Human Rights Watch est co-fondateur de la Campagne pour arrêter les robots tueurs, une coalition de plus de 185 organisations non-gouvernementales issues de 67 pays qui plaide pour l’élaboration d’un traité interdisant les systèmes d’armes autonomes et permettant de conserver un contrôle humain suffisant sur l’usage de la force.
« Personne ne veut vivre dans un monde où des machines sont utilisées pour cibler des êtres humains sur la base de capteurs et de logiciels », a déclaré Steve Goose. « La révulsion du public provoquée par la déshumanisation numérique et par la prolifération des systèmes d’armes autonomes finira par faire avancer un traité international pour éviter de perdre un contrôle humain significatif sur l’usage de la force. »
La conférence d’examen s’est également penchée sur la question du Protocole III sur les armes incendiaires, qui a été critiqué pour son incapacité à empêcher les blessures atroces causées par ces armes d’une cruauté exceptionnelle. Une vingtaine de pays ont déclaré que la conférence d’examen devrait consacrer une partie de son temps de travail à examiner le statut et le fonctionnement du Protocole III, et l’Irlande a proposé l’ouverture de consultations informelles. Ces pays ont déclaré que les souffrances immédiates et à long-terme causées par les armes incendiaires, ainsi que les différences d’opinion entre les pays participants, rendaient nécessaires des discussions en profondeur au sujet du Protocole.

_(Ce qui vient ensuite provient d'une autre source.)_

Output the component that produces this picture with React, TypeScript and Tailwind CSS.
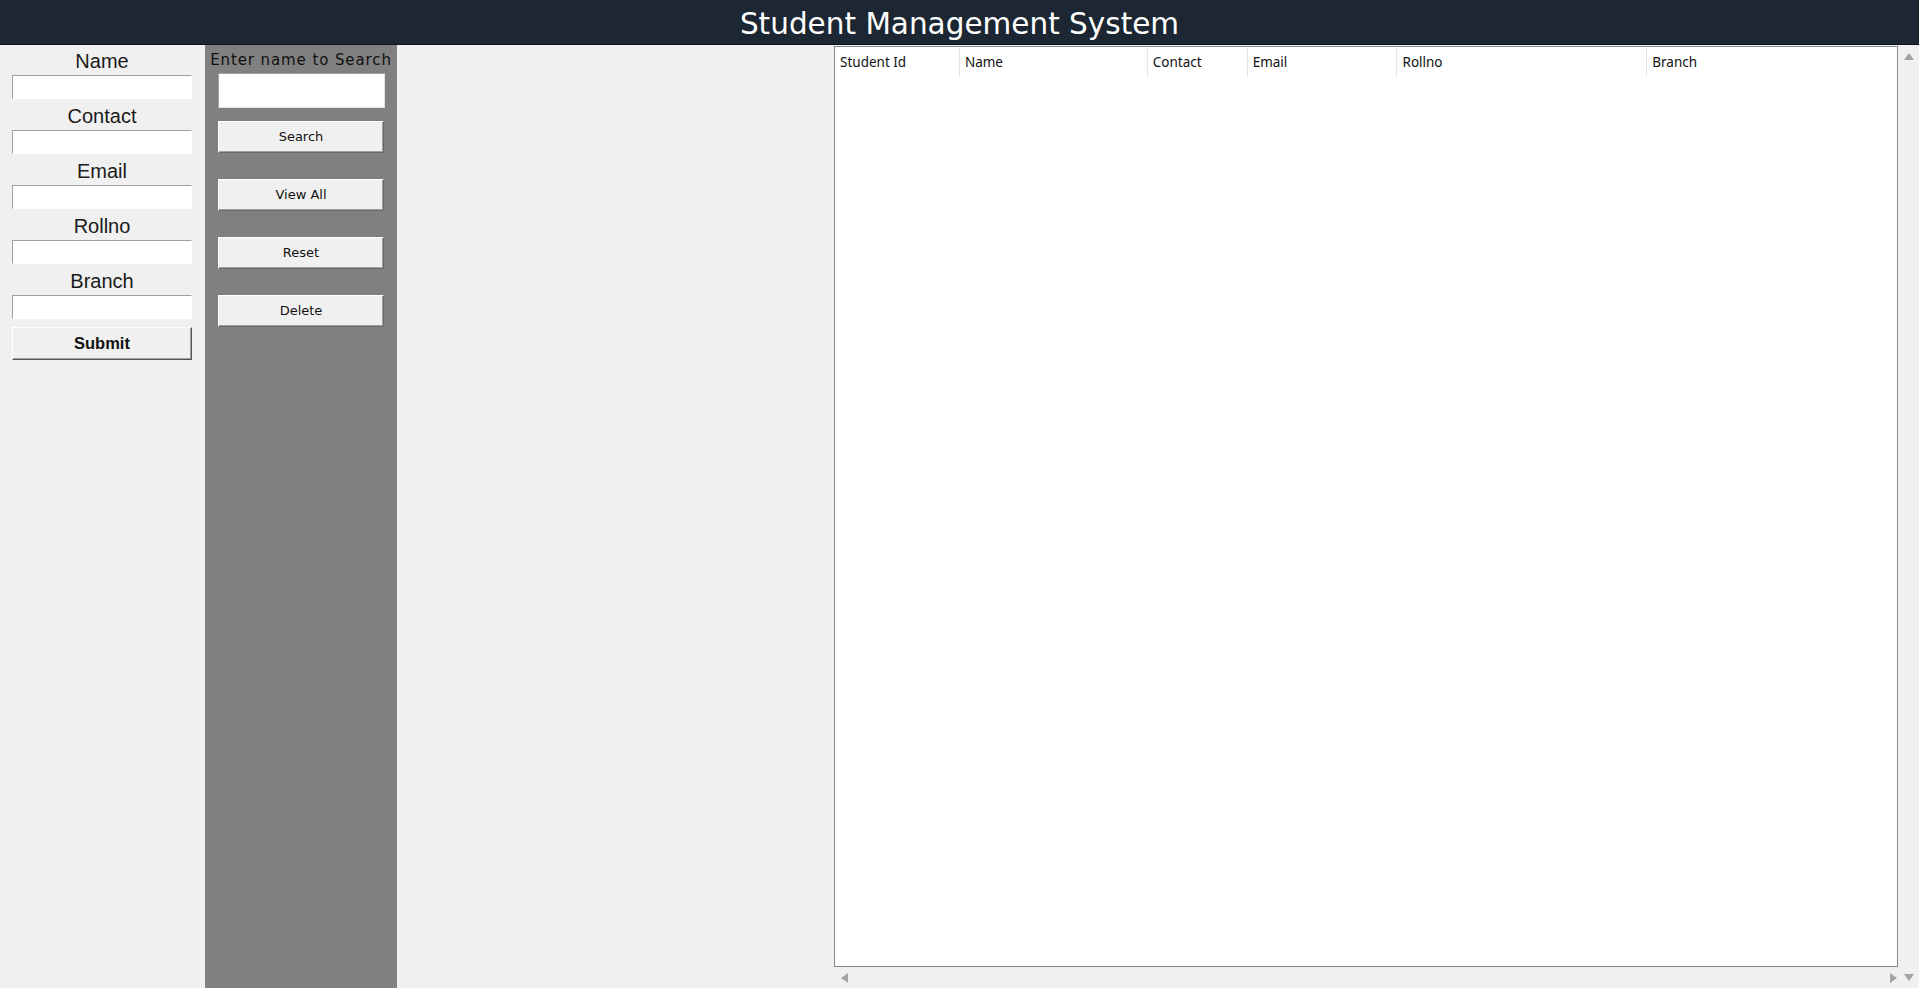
const fields = ["Name", "Contact", "Email", "Rollno", "Branch"]

const columns = [
  { title: "Student Id", width: "w-[125px]" },
  { title: "Name", width: "w-[188px]" },
  { title: "Contact", width: "w-[100px]" },
  { title: "Email", width: "w-[150px]" },
  { title: "Rollno", width: "w-[250px]" },
  { title: "Branch", width: "w-[250px]" },
]

const actions = ["Search", "View All", "Reset", "Delete"]

const Arrow = ({ dir }: { dir: "up" | "down" | "left" | "right" }) => {
  const points = {
    up: "0,8 5,1 10,8",
    down: "0,1 5,8 10,1",
    left: "8,0 1,5 8,10",
    right: "1,0 8,5 1,10",
  }[dir]
  return (
    <svg width="10" height="10" viewBox="0 0 10 10">
      <polygon points={points} fill="#a3a3a3" />
    </svg>
  )
}

const App = () => {
  return (
    <div className="w-[1919px] h-[988px] flex flex-col bg-[#f0f0f0] overflow-hidden">
      {/* title bar */}
      <div className="h-[45px] shrink-0 bg-[#1c2733] border-b border-[#0d141b] flex items-center justify-center">
        <h1 className="text-white text-[29.5px] leading-none font-['DejaVu_Sans',sans-serif] pt-[5px]">
          Student Management System
        </h1>
      </div>

      <div className="flex flex-1 min-h-0">
        {/* entry form */}
        <div className="w-[205px] shrink-0 flex flex-col px-[12px] pr-[13px]">
          {fields.map((f, i) => (
            <div key={f} className="flex flex-col">
              <label
                className={`${i === 0 ? "h-[30px]" : "h-[31px]"} flex items-center justify-center text-[20px] text-[#1a1a1a] font-['Liberation_Sans',Arial,sans-serif] pt-[2px]`}
              >
                {f}
              </label>
              <input
                className="h-[24px] w-[180px] bg-white border-t border-l border-[#a0a0a0] border-b border-r border-b-white border-r-white outline-none"
              />
            </div>
          ))}
          <button className="mt-[8px] h-[33px] w-[180px] bg-[#f0f0f0] border border-t-white border-l-white border-b-[#555] border-r-[#555] shadow-[inset_-1px_-1px_0_#a0a0a0] text-[16.5px] font-bold text-[#111] font-['Liberation_Sans',Arial,sans-serif]">
            Submit
          </button>
        </div>

        {/* search panel */}
        <div className="w-[192px] shrink-0 bg-[#808080] flex flex-col items-center">
          <div className="h-[28px] flex items-center text-[15px] text-[#111] font-['DejaVu_Sans',sans-serif] tracking-[0.9px] pt-[2px] whitespace-nowrap">
            Enter name to Search
          </div>
          <input className="h-[35px] w-[167px] bg-white border-t border-l border-[#a0a0a0] border-b border-r border-b-[#e3e3e3] border-r-[#e3e3e3] outline-none" />
          <div className="flex flex-col gap-[26px] mt-[13px]">
            {actions.map((a) => (
              <button
                key={a}
                className="h-[32px] w-[166px] bg-[#f0f0f0] border border-t-white border-l-white border-b-[#696969] border-r-[#696969] shadow-[inset_-1px_-1px_0_#a0a0a0] text-[13px] text-[#111] font-['DejaVu_Sans',sans-serif]"
              >
                {a}
              </button>
            ))}
          </div>
        </div>

        <div className="flex-1" />

        {/* records table */}
        <div className="w-[1085px] shrink-0 flex flex-col pt-[1px]">
          <div className="flex flex-1 min-h-0">
            <div className="w-[1064px] bg-white border border-[#828790] flex flex-col">
              <div className="flex h-[30px]">
                {columns.map((c, i) => (
                  <div
                    key={c.title}
                    className={`${c.width} h-full flex items-center pl-[5px] text-[13.5px] text-[#111] font-['Noto_Sans',sans-serif] ${i < columns.length - 1 ? "border-r border-[#e5e5e5]" : ""}`}
                  >
                    {c.title}
                  </div>
                ))}
              </div>
            </div>
            <div className="w-[21px] flex flex-col items-center justify-between py-[6px]">
              <Arrow dir="up" />
            </div>
          </div>
          <div className="h-[21px] flex items-center justify-between pl-[6px] pr-[5px]">
            <div className="flex w-[1064px] justify-between pr-[5px]">
              <Arrow dir="left" />
              <Arrow dir="right" />
            </div>
            <Arrow dir="down" />
          </div>
        </div>
      </div>
    </div>
  )
}

export default App
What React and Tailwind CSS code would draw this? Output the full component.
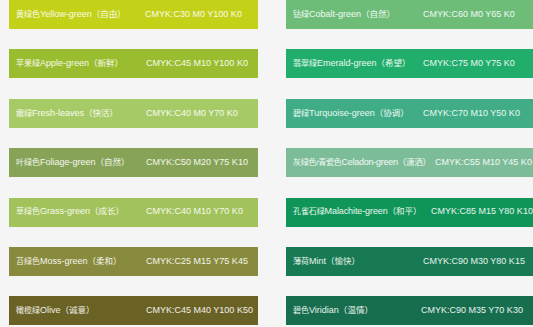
import React from 'react';

const leftColors = [
  { cn: '黄绿色', en: 'Yellow-green', mood: '自由', cmyk: 'CMYK:C30 M0 Y100 K0', bg: 'bg-[#c3d118]', w: 'w-[129px]' },
  { cn: '苹果绿', en: 'Apple-green', mood: '新鲜', cmyk: 'CMYK:C45 M10 Y100 K0', bg: 'bg-[#9abd2f]', w: 'w-[130px]' },
  { cn: '嫩绿', en: 'Fresh-leaves', mood: '快活', cmyk: 'CMYK:C40 M0 Y70 K0', bg: 'bg-[#a6cb66]', w: 'w-[130px]' },
  { cn: '叶绿色', en: 'Foliage-green', mood: '自然', cmyk: 'CMYK:C50 M20 Y75 K10', bg: 'bg-[#87a357]', w: 'w-[130px]' },
  { cn: '草绿色', en: 'Grass-green', mood: '成长', cmyk: 'CMYK:C40 M10 Y70 K0', bg: 'bg-[#a2c25c]', w: 'w-[130px]' },
  { cn: '苔绿色', en: 'Moss-green', mood: '柔和', cmyk: 'CMYK:C25 M15 Y75 K45', bg: 'bg-[#888a3d]', w: 'w-[130px]' },
  { cn: '橄榄绿', en: 'Olive', mood: '诚意', cmyk: 'CMYK:C45 M40 Y100 K50', bg: 'bg-[#6a6125]', w: 'w-[130px]' },
];

const rightColors = [
  { cn: '钴绿', en: 'Cobalt-green', mood: '自然', cmyk: 'CMYK:C60 M0 Y65 K0', bg: 'bg-[#6dbd79]', w: 'w-[130px]' },
  { cn: '翡翠绿', en: 'Emerald-green', mood: '希望', cmyk: 'CMYK:C75 M0 Y75 K0', bg: 'bg-[#21ad6b]', w: 'w-[130px]' },
  { cn: '碧绿', en: 'Turquoise-green', mood: '协调', cmyk: 'CMYK:C70 M10 Y50 K0', bg: 'bg-[#40ad87]', w: 'w-[130px]' },
  { cn: '灰绿色/青瓷色', en: 'Celadon-green', mood: '潇洒', cmyk: 'CMYK:C55 M10 Y45 K0', bg: 'bg-[#7dbc98]', w: 'w-[142px] tracking-[-0.25px]' },
  { cn: '孔雀石绿', en: 'Malachite-green', mood: '和平', cmyk: 'CMYK:C85 M15 Y80 K10', bg: 'bg-[#109558]', w: 'w-[138px] tracking-[-0.1px]' },
  { cn: '薄荷', en: 'Mint', mood: '愉快', cmyk: 'CMYK:C90 M30 Y80 K15', bg: 'bg-[#177a52]', w: 'w-[130px]' },
  { cn: '碧色', en: 'Viridian', mood: '温情', cmyk: 'CMYK:C90 M35 Y70 K30', bg: 'bg-[#176e4e]', w: 'w-[128px]' },
];

function Swatch({ item }) {
  return (
    <div className={`${item.bg} h-[29px] flex items-center pl-[7px] text-[9px] text-white/90 whitespace-nowrap overflow-hidden`}>
      <span className={`${item.w} shrink-0`}>
        <span className="text-[8px]">{item.cn}</span>
        {item.en}
        <span className="text-[8.5px]">（{item.mood}）</span>
      </span>
      <span>{item.cmyk}</span>
    </div>
  );
}

export default function App() {
  return (
    <div
      className="w-[533px] h-[327px] bg-[#f5f5f5] overflow-hidden flex pl-[9px] gap-[28px]"
      style={{ fontFamily: '"Liberation Sans", "Noto Sans CJK SC", sans-serif' }}
    >
      <div className="w-[249px] shrink-0 flex flex-col gap-[20.4px]">
        {leftColors.map((c) => (
          <Swatch key={c.en} item={c} />
        ))}
      </div>
      <div className="w-[260px] shrink-0 flex flex-col gap-[20.4px]">
        {rightColors.map((c) => (
          <Swatch key={c.en} item={c} />
        ))}
      </div>
    </div>
  );
}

Cette proposition a finalement échoué, en raison de l’opposition de la Russie et de Cuba. Les participants se sont toutefois accordés pour condamner l’utilisation d’armes incendiaires contre des civils.
« Le véto de deux États s’opposant aux efforts pour règlementer plus strictement les armes incendiaires démontre une fois de plus l’incapacité de la CCAC à répondre aux préoccupations d’ordre humanitaire, et à s’assurer de l’efficacité des protocoles existants », a observé Steve Goose.